Provided material -
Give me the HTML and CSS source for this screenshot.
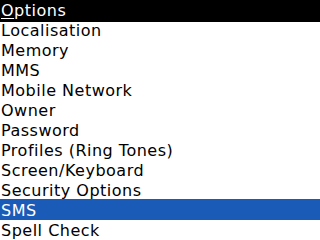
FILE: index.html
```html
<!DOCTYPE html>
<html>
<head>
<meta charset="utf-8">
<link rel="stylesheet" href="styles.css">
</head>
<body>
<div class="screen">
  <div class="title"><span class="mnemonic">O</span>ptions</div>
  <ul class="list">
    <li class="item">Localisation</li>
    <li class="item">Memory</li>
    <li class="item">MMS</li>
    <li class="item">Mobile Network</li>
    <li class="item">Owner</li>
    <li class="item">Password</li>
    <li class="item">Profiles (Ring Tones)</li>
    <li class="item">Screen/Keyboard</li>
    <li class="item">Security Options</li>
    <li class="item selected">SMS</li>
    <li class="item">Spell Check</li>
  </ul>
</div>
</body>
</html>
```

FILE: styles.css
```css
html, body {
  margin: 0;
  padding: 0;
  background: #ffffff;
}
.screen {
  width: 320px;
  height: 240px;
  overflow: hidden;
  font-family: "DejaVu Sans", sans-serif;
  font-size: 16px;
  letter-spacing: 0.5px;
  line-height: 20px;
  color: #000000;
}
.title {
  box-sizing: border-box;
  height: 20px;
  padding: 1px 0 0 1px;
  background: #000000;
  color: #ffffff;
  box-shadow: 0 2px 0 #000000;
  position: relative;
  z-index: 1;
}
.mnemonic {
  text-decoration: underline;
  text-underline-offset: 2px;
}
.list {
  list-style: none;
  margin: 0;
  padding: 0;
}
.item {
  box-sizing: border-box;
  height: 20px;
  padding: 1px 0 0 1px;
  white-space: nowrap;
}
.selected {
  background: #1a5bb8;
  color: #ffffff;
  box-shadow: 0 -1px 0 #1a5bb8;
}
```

Request -
Print each line of the material above exactly, with the pictures removed from your copy.

Solution -
Give me the HTML and CSS source for this screenshot.
FILE: index.html
```html
<!DOCTYPE html>
<html>
<head>
<meta charset="utf-8">
<link rel="stylesheet" href="styles.css">
</head>
<body>
<div class="screen">
  <div class="title"><span class="mnemonic">O</span>ptions</div>
  <ul class="list">
    <li class="item">Localisation</li>
    <li class="item">Memory</li>
    <li class="item">MMS</li>
    <li class="item">Mobile Network</li>
    <li class="item">Owner</li>
    <li class="item">Password</li>
    <li class="item">Profiles (Ring Tones)</li>
    <li class="item">Screen/Keyboard</li>
    <li class="item">Security Options</li>
    <li class="item selected">SMS</li>
    <li class="item">Spell Check</li>
  </ul>
</div>
</body>
</html>
```

FILE: styles.css
```css
html, body {
  margin: 0;
  padding: 0;
  background: #ffffff;
}
.screen {
  width: 320px;
  height: 240px;
  overflow: hidden;
  font-family: "DejaVu Sans", sans-serif;
  font-size: 16px;
  letter-spacing: 0.5px;
  line-height: 20px;
  color: #000000;
}
.title {
  box-sizing: border-box;
  height: 20px;
  padding: 1px 0 0 1px;
  background: #000000;
  color: #ffffff;
  box-shadow: 0 2px 0 #000000;
  position: relative;
  z-index: 1;
}
.mnemonic {
  text-decoration: underline;
  text-underline-offset: 2px;
}
.list {
  list-style: none;
  margin: 0;
  padding: 0;
}
.item {
  box-sizing: border-box;
  height: 20px;
  padding: 1px 0 0 1px;
  white-space: nowrap;
}
.selected {
  background: #1a5bb8;
  color: #ffffff;
  box-shadow: 0 -1px 0 #1a5bb8;
}
```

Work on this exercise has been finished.